Scientific classification
- Domain: Bacteria
- Kingdom: Bacillati
- Phylum: Actinomycetota
- Class: Actinomycetia
- Order: Mycobacteriales
- Family: Mycobacteriaceae
- Genus: Mycobacterium
- Species: M. stephanolepidis
- Binomial name: Mycobacterium stephanolepidis Fukano et al. 2017

= Mycobacterium stephanolepidis =

- Authority: Fukano et al. 2017

Species of bacterium

Mycobacterium stephanolepidis (type strain NJB0901 T) is an acid fast, rod-shaped bacteria that can form either round or smooth colonies, without pigmentation. The species name is derived from the fish that it was first discovered for infecting, Stephanolepis cirrhifer. This species grows on Middlebrook 7H11 agar or egg slants after being incubated for 3–5 days at 30 °C. Mycobacterium stephanolepidis has catalase activity and urease activity, intermediate for iron uptake. The organism fails to show Tween 80 hydrolysis, nitrate reduction, or arylsulfatase activity. It does not gro on Middlebrook 7H11 agar with picric acid. It has very little growth with 5% salt." M. stephanolepidis is "susceptible to clarithromycin, doxycycline, and ciprofloxacin." It displays either intermediate and/or resistant to the antibiotics rifampicin, streptomycin, kanamycin and amikacin.

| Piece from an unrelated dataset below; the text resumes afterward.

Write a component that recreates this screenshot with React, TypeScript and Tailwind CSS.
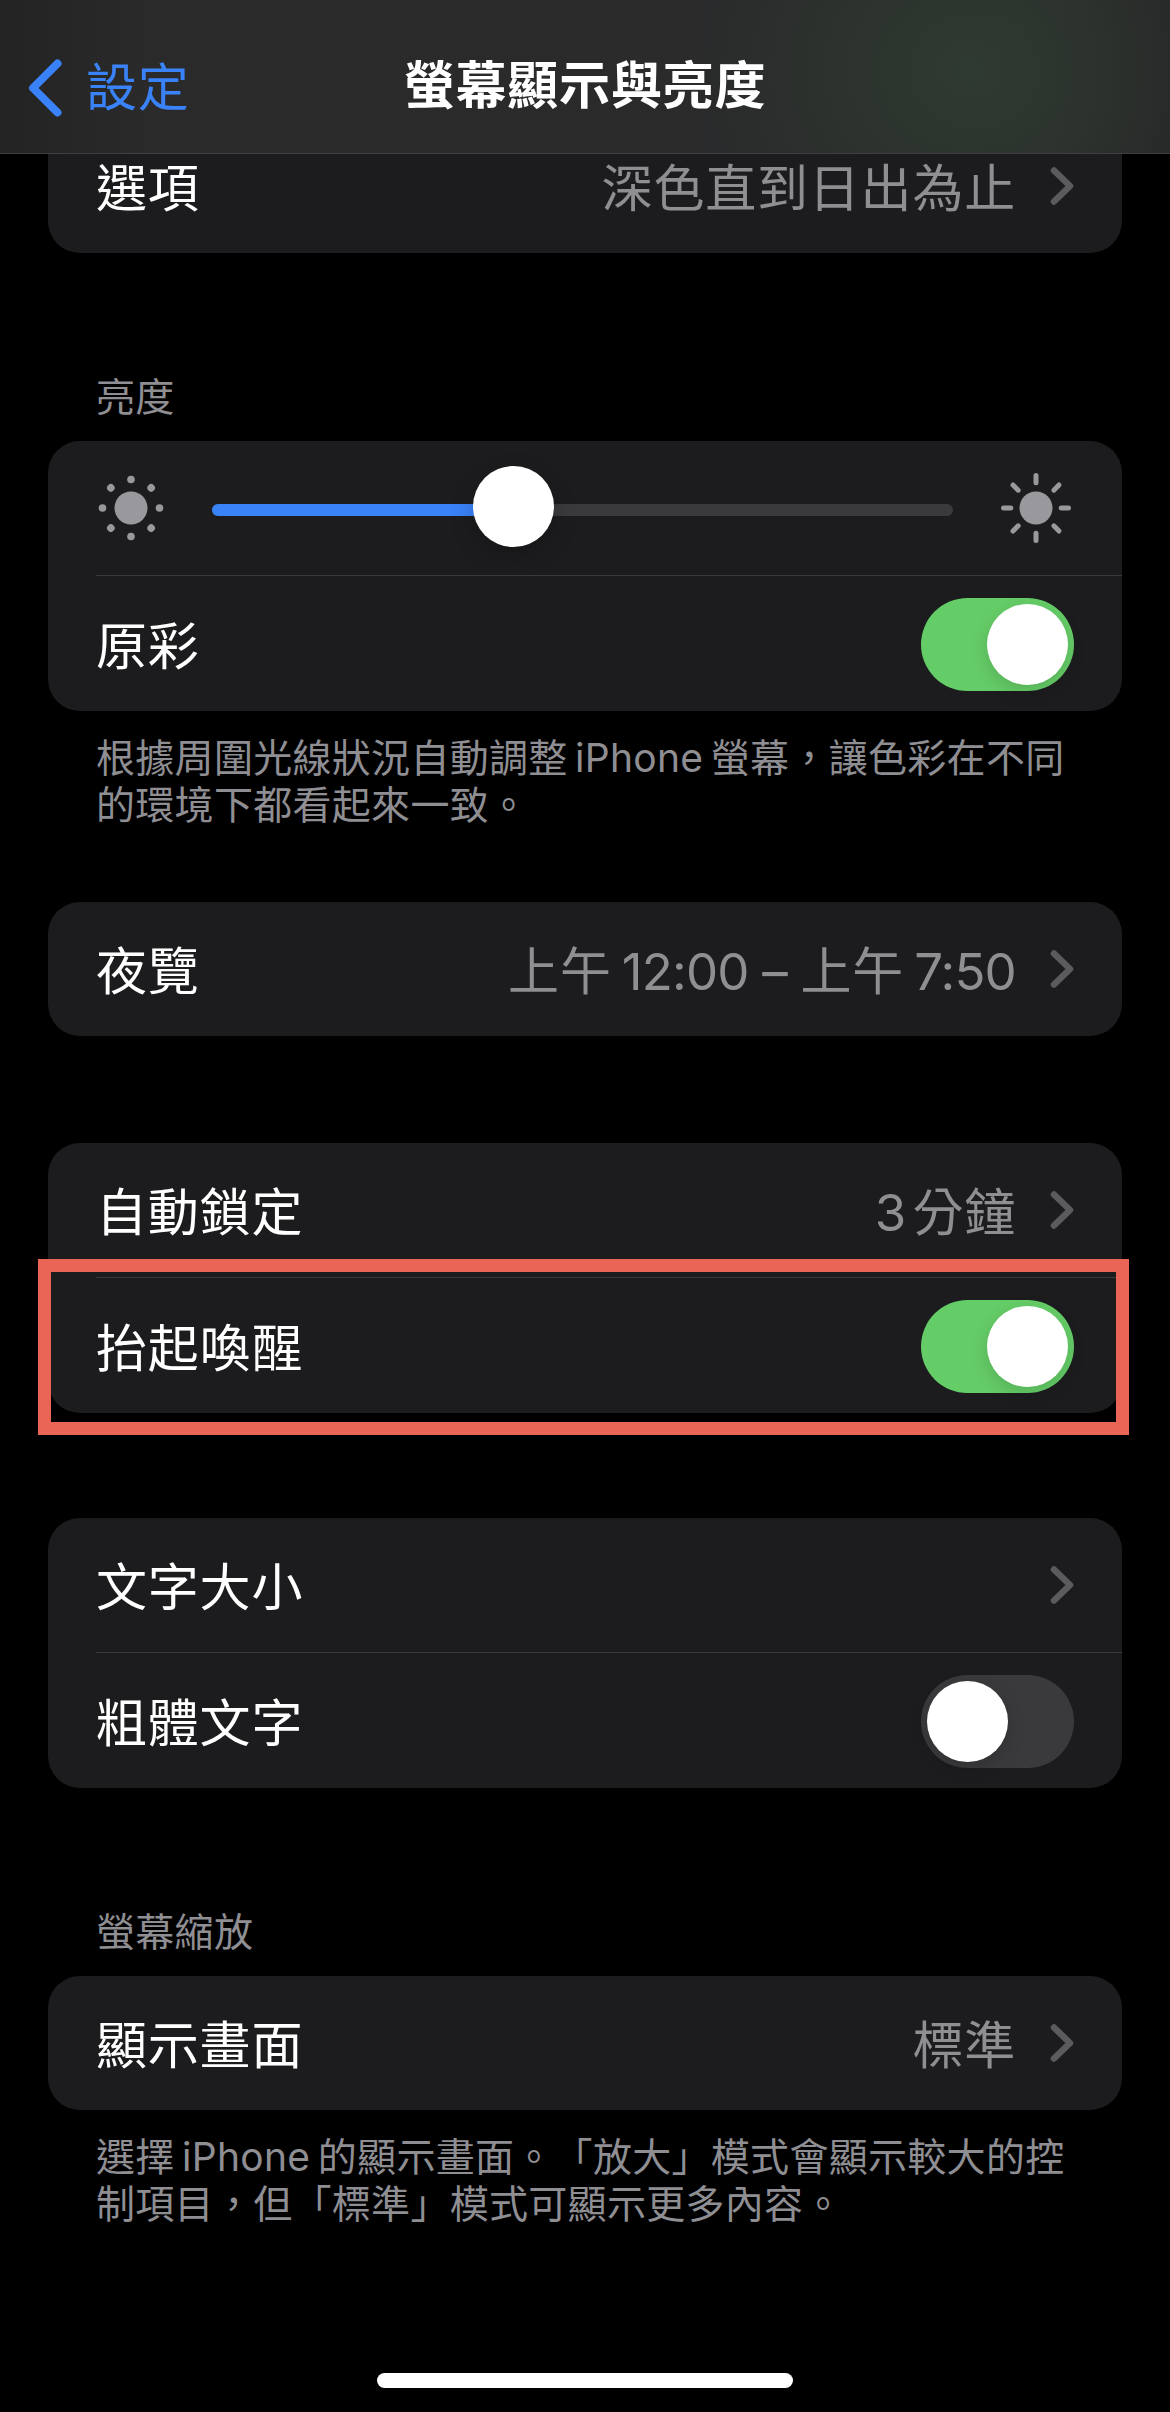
import React from 'react';

const Chevron = () => (
  <svg width="24" height="38" viewBox="0 0 24 38" fill="none" className="shrink-0">
    <path d="M4 3.5 L20 19 L4 34.5" stroke="#5b5b5f" strokeWidth="6.5" strokeLinecap="round" strokeLinejoin="round" />
  </svg>
);

const Toggle = ({ on }: { on: boolean }) => (
  <div className={`w-[153px] h-[93px] rounded-full p-[6px] flex ${on ? 'bg-[#65cd67] justify-end' : 'bg-[#3a3a3c] justify-start'}`}>
    <div className="w-[81px] h-[81px] rounded-full bg-white shadow-[0_6px_18px_rgba(0,0,0,0.15)]" />
  </div>
);

const SmallSun = () => (
  <svg width="66" height="66" viewBox="-33 -33 66 66" className="shrink-0">
    <circle r="16.5" fill="#98989d" />
    {[0, 45, 90, 135, 180, 225, 270, 315].map((a) => (
      <circle key={a} cx="28.5" cy="0" r="3.8" fill="#98989d" transform={`rotate(${a})`} />
    ))}
  </svg>
);

const BigSun = () => (
  <svg width="74" height="74" viewBox="-37 -37 74 74" className="shrink-0">
    <circle r="16.5" fill="#98989d" />
    {[0, 45, 90, 135, 180, 225, 270, 315].map((a) => (
      <line key={a} x1="25.2" y1="0" x2="32.5" y2="0" stroke="#98989d" strokeWidth="5" strokeLinecap="round" transform={`rotate(${a})`} />
    ))}
  </svg>
);

const Row = ({ label, value, chevron, toggle }: { label: string; value?: React.ReactNode; chevron?: boolean; toggle?: boolean }) => (
  <div className="h-[134px] px-[48px] flex items-center justify-between">
    <span className="pt-[6px] text-white">{label}</span>
    <div className="flex items-center gap-[34px]">
      {value && <span className="pt-[6px] text-[#8e8e93]">{value}</span>}
      {chevron && <Chevron />}
      {toggle !== undefined && <Toggle on={toggle} />}
    </div>
  </div>
);

const Divider = () => <div className="ml-[48px] mb-px h-px bg-[#3a3a3c]" />;

const Card = ({ children, className = '' }: { children: React.ReactNode; className?: string }) => (
  <div className={`mx-[48px] rounded-[32px] bg-[#1c1c1e] ${className}`}>{children}</div>
);

export default function App() {
  return (
    <div className="relative w-[1170px] h-[2412px] overflow-hidden bg-black text-[51px] leading-[60px] tracking-[0.8px] [text-spacing-trim:space-all] font-['Inter','Noto_Sans_CJK_TC',sans-serif]">
      {/* Nav */}
      <div className="relative z-10 h-[154px] pt-[18px] flex items-center justify-center border-b border-[#3f3f41] bg-[radial-gradient(ellipse_260px_230px_at_970px_70px,#2f3a30,transparent_100%),linear-gradient(90deg,#232324,#2a2a2b_12%,#2a2b2c_90%,#262627)]">
        <div className="absolute left-[28px] top-[58px] flex items-center gap-[24px]">
          <svg width="34" height="58" viewBox="0 0 34 58" fill="none">
            <path d="M29.5 4.5 L5 29 L29.5 53.5" stroke="#3a82f7" strokeWidth="8" strokeLinecap="round" strokeLinejoin="round" />
          </svg>
          <span className="text-[#3a82f7]">設定</span>
        </div>
        <span className="text-white font-semibold">螢幕顯示與亮度</span>
      </div>

      <Card className="-mt-[35px]">
        <Row label="選項" value="深色直到日出為止" chevron />
      </Card>

      <div className="mt-[120px] px-[96px] text-[39px] leading-[47px] tracking-[0.3px] text-[#8e8e93]">亮度</div>
      <Card className="mt-[21px]">
        <div className="h-[134px] pl-[50px] pr-[49px] flex items-center">
          <SmallSun />
          <div className="relative ml-[48px] mr-[46px] mt-[4px] flex-1 h-[12px] rounded-full bg-[#3a3a3c]">
            <div className="h-full w-[300px] rounded-full bg-[#3a82f7]" />
            <div className="absolute left-[261px] top-[-38px] w-[81px] h-[81px] rounded-full bg-white shadow-[0_8px_24px_rgba(0,0,0,0.2)]" />
          </div>
          <BigSun />
        </div>
        <Divider />
        <Row label="原彩" toggle />
      </Card>
      <div className="mt-[23px] px-[96px] text-[39px] leading-[47px] tracking-[0.3px] text-[#8e8e93]">
        根據周圍光線狀況自動調整{'\u2009'}iPhone{'\u2009'}螢幕，讓色彩在不同
        <br />
        的環境下都看起來一致。
      </div>

      <Card className="mt-[74px]">
        <Row
          label="夜覽"
          value={
            <>
              上午{'\u2009'}
              <span className="tracking-[-0.8px]">12:00 – </span>
              上午{'\u2009'}
              <span className="tracking-[-0.8px]">7:50</span>
            </>
          }
          chevron
        />
      </Card>

      <Card className="mt-[107px]">
        <Row label="自動鎖定" value={'3\u200a分鐘'} chevron />
        <Divider />
        <Row label="抬起喚醒" toggle />
      </Card>

      <Card className="mt-[105px]">
        <Row label="文字大小" chevron />
        <Divider />
        <Row label="粗體文字" toggle={false} />
      </Card>

      <div className="mt-[120px] px-[96px] text-[39px] leading-[47px] tracking-[0.3px] text-[#8e8e93]">螢幕縮放</div>
      <Card className="mt-[21px]">
        <Row label="顯示畫面" value="標準" chevron />
      </Card>
      <div className="mt-[23px] px-[96px] text-[39px] leading-[47px] tracking-[0.3px] text-[#8e8e93]">
        選擇{'\u2009'}iPhone{'\u2009'}的顯示畫面。「放大」模式會顯示較大的控
        <br />
        制項目，但「標準」模式可顯示更多內容。
      </div>

      {/* Highlight box */}
      <div className="absolute left-[38px] top-[1259px] w-[1091px] h-[176px] border-[13px] border-[#eb6556]" />

      {/* Home indicator */}
      <div className="absolute left-[377px] top-[2373px] w-[416px] h-[15px] rounded-full bg-white" />
    </div>
  );
}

Reports from 2009 stated that there was a high mortality rate among the thread-sail filefish, Stephanolepis cirrhifer, in a fish farm in Japan. DNA samples were collected and were analyzed, showing that this parasite was a novel species of the Mycobacterium, closely related to M. chelonae. These infections continued to be found in both farmed and wild populations of multiple species of fish.

The genome for M. stephanolepidis is about 4.9 Mb long and shares a 93.56% similarity between itself and M. chelonae. The chromosome has 64.0% G+C content. The GenBank contains the full sequence under the GenBank accession number AP018165.